Meditation is important when it comes to prayer and Word intake.
"This is one of the most compelling concepts on prayer I've ever learned. Meditation is the missing link between Bible intake and prayer. the two are often disjoined when they should be united. We read the bible,
close it, and then try to shift gears into prayer. But many times it
seems as if the gears between the two won't mesh. In fact, after some
forward progress in our time in the Word, shifting to prayer sometimes
is like suddenly moving back into neutral or even reverse. Instead
there should be a smooth, almost unnoticeable transition between
Scripture input and prayer output so that we move even closer to God in
those moments. This happens when there is the link of meditation in
between. The process works like this: After the input of a passage of
Scripture, meditation allows us to take what God has said to us and
think deeply on it, digest it, and then speak to God about it in
meaningful prayer. As a result, we pray about what we've encountered in
the Bible, now personalized through
meditation.
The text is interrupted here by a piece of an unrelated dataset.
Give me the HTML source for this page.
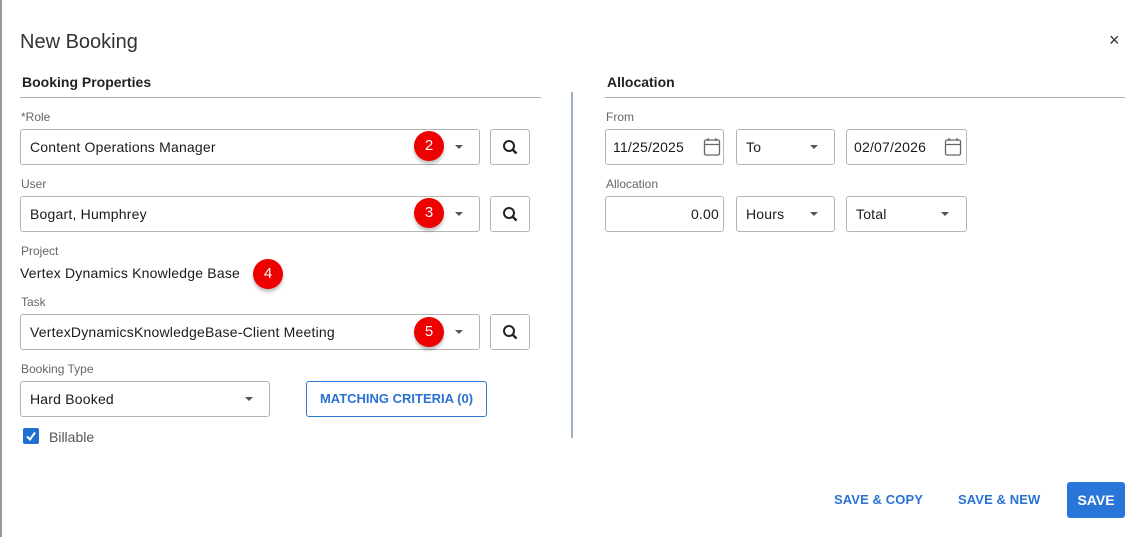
<!DOCTYPE html>
<html><head><meta charset="utf-8"><style>
*{box-sizing:border-box;margin:0;padding:0}
body{width:1139px;height:537px;background:#fff;font-family:"Liberation Sans",sans-serif;color:#222;position:relative;overflow:hidden}
.a{position:absolute}
.lbl{position:absolute;font-size:12px;color:#666}
.inp{position:absolute;border:1px solid #b4b4b4;border-radius:3px;height:36px;font-size:14px;line-height:34px;padding-left:9px;color:#1a1a1a;background:#fff;letter-spacing:0.2px}
.arr{position:absolute;width:0;height:0;border-left:4px solid transparent;border-right:4px solid transparent;border-top:4px solid #555}
.sb{position:absolute;width:40px;height:36px;border:1px solid #b4b4b4;border-radius:3px}
.badge{position:absolute;width:30px;height:30px;border-radius:50%;background:#e00;color:#fff;font-size:15px;text-align:center;line-height:30px;box-shadow:0 3px 3px rgba(0,0,0,.25)}
.h{position:absolute;font-size:14px;font-weight:bold;color:#222}
.btn{position:absolute;font-size:13px;font-weight:bold;color:#2a72d4;letter-spacing:0.1px}
</style></head><body>
<div class="a" style="left:0;top:0;width:2px;height:537px;background:#9a9a9a"></div>
<div class="a" style="left:20px;top:31px;font-size:20px;color:#333">New Booking</div>
<div class="a" style="left:1109px;top:30px;font-size:18px;color:#333">×</div>

<div class="h" style="left:22px;top:74px">Booking Properties</div>
<div class="a" style="left:20px;top:97px;width:521px;height:1px;background:#a8b0ba"></div>
<div class="a" style="left:571px;top:92px;width:2px;height:346px;background:#9fb0c2"></div>

<div class="lbl" style="left:21px;top:110px">*Role</div>
<div class="inp" style="left:20px;top:129px;width:460px">Content Operations Manager</div>
<div class="arr" style="left:455px;top:145px"></div>
<div class="sb" style="left:490px;top:129px"><svg width="40" height="36" viewBox="0 0 40 36"><circle cx="18" cy="16" r="5" fill="none" stroke="#222" stroke-width="2"/><path d="M21.5 19.5 L25.5 23.5" stroke="#222" stroke-width="2.4"/></svg></div>
<div class="badge" style="left:414px;top:131px">2</div>

<div class="lbl" style="left:21px;top:177px">User</div>
<div class="inp" style="left:20px;top:196px;width:460px">Bogart, Humphrey</div>
<div class="arr" style="left:455px;top:212px"></div>
<div class="sb" style="left:490px;top:196px"><svg width="40" height="36" viewBox="0 0 40 36"><circle cx="18" cy="16" r="5" fill="none" stroke="#222" stroke-width="2"/><path d="M21.5 19.5 L25.5 23.5" stroke="#222" stroke-width="2.4"/></svg></div>
<div class="badge" style="left:414px;top:198px">3</div>

<div class="lbl" style="left:21px;top:244px">Project</div>
<div class="a" style="left:20px;top:265px;font-size:14px;color:#1a1a1a;letter-spacing:0.2px">Vertex Dynamics Knowledge Base</div>
<div class="badge" style="left:253px;top:259px">4</div>

<div class="lbl" style="left:21px;top:295px">Task</div>
<div class="inp" style="left:20px;top:314px;width:460px">VertexDynamicsKnowledgeBase-Client Meeting</div>
<div class="arr" style="left:455px;top:330px"></div>
<div class="sb" style="left:490px;top:314px"><svg width="40" height="36" viewBox="0 0 40 36"><circle cx="18" cy="16" r="5" fill="none" stroke="#222" stroke-width="2"/><path d="M21.5 19.5 L25.5 23.5" stroke="#222" stroke-width="2.4"/></svg></div>
<div class="badge" style="left:414px;top:317px">5</div>

<div class="lbl" style="left:21px;top:362px">Booking Type</div>
<div class="inp" style="left:20px;top:381px;width:250px">Hard Booked</div>
<div class="arr" style="left:245px;top:397px"></div>
<div class="a" style="left:306px;top:381px;width:181px;height:36px;border:1px solid #2a78d6;border-radius:3px;color:#2a72d4;font-size:13px;font-weight:bold;text-align:center;line-height:34px">MATCHING CRITERIA (0)</div>

<div class="a" style="left:23px;top:428px;width:16px;height:16px;background:#1e6fd0;border-radius:2px"><svg width="16" height="16"><path d="M4 8.5 L7 11.5 L12 4.5" fill="none" stroke="#fff" stroke-width="2"/></svg></div>
<div class="a" style="left:49px;top:429px;font-size:14px;color:#555">Billable</div>

<div class="h" style="left:607px;top:74px">Allocation</div>
<div class="a" style="left:605px;top:97px;width:520px;height:1px;background:#a8b0ba"></div>

<div class="lbl" style="left:606px;top:110px">From</div>
<div class="inp" style="left:605px;top:129px;width:119px;padding-left:7px">11/25/2025</div>
<svg class="a" style="left:703px;top:137px" width="18" height="20"><rect x="1.5" y="3" width="15" height="15" rx="1.5" fill="none" stroke="#666" stroke-width="1.3"/><path d="M1.5 7.5H16.5M5 1v3M13 1v3" stroke="#666" stroke-width="1.3"/></svg>
<div class="inp" style="left:736px;top:129px;width:99px">To</div>
<div class="arr" style="left:810px;top:145px"></div>
<div class="inp" style="left:846px;top:129px;width:121px;padding-left:7px">02/07/2026</div>
<svg class="a" style="left:944px;top:137px" width="18" height="20"><rect x="1.5" y="3" width="15" height="15" rx="1.5" fill="none" stroke="#666" stroke-width="1.3"/><path d="M1.5 7.5H16.5M5 1v3M13 1v3" stroke="#666" stroke-width="1.3"/></svg>

<div class="lbl" style="left:606px;top:177px">Allocation</div>
<div class="inp" style="left:605px;top:196px;width:119px;text-align:right;padding-right:4px">0.00</div>
<div class="inp" style="left:736px;top:196px;width:99px">Hours</div>
<div class="arr" style="left:810px;top:212px"></div>
<div class="inp" style="left:846px;top:196px;width:121px">Total</div>
<div class="arr" style="left:941px;top:212px"></div>

<div class="btn" style="left:834px;top:492px">SAVE &amp; COPY</div>
<div class="btn" style="left:958px;top:492px">SAVE &amp; NEW</div>
<div class="a" style="left:1067px;top:482px;width:58px;height:36px;background:#2a75d8;border-radius:3px;color:#fff;font-size:14px;font-weight:bold;text-align:center;line-height:36px">SAVE</div>
</body></html>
And not only do we have something substantial to say in
prayer, we don't jerk and lurch along because we already have some
spiritual momentum. Meditation is a middle sort of duty between the word
and prayer. The word feeds meditation and meditation feeds prayer. These duties must always go hand in hand; meditation must follow hearing
and precede prayer. To hear and not to meditate is unfruitful. We may
hear and hear, but it is like putting a thing into a bag with holes...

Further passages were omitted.